The effect size of harmonicity measured in a pilot version of Experiment 3 was moderate (dz = 0.39), plausibly because we used natural stimuli, which are more variable than the synthetic tones used in other experiments (in which we observed larger effect sizes). The pilot experiment (run in 125 participants) was identical to Experiment 3 except that each Inharmonic trial contained harmonics that were jittered independently from the other trials. We aimed to run at least 61 participants to be 90% sure of seeing an effect this size with a .05 significance threshold. We did not attempt to recruit equal numbers of musicians and non-musicians given the lack of an effect of musicianship in Experiment 1.

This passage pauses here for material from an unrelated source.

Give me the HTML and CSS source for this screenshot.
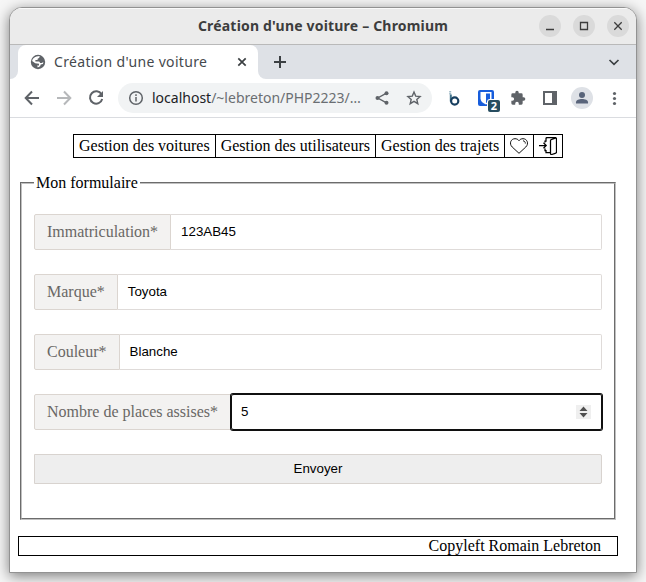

Procedure. We measured detection thresholds for single spoken vowels embedded in noise, resynthesized to be inharmonic or harmonic. Participants were asked whether the first or second noise burst contained a word, rather than a tone. The adaptive staircase procedure was the same as that used in Experiment 1.

Stimuli: Speech was resynthesized using the STRAIGHT analysis and synthesis method (Ellis et al., 2012; Kawahara & Morise, 2011) . STRAIGHT decomposes a recording of speech into voiced and unvoiced vocal excitation and vocal tract filtering. If the voiced excitation is modelled sinusoidally, one can alter the frequencies of individual harmonics and then recombine them with the unaltered unvoiced excitation and vocal tract filtering to generate inharmonic speech. This manipulation leaves the spectral envelope of the speech largely intact, and intelligibility of inharmonic speech in quiet is comparable to that of harmonic speech (Popham et al., 2018) . The frequency jitters for inharmonic speech were chosen in the same way as those for inharmonic complex tones. Speech and noise were sampled at 24kHz. Code implementing the harmonic/inharmonic resynthesis is available on the senior author's lab web page. We used the vowels /i/, /u/, /a/ and /ɔ/, from the Hillenbrand vowel set (Hillenbrand et al., 1995) (h-V-d syllables) . These four vowels bound the English vowel space.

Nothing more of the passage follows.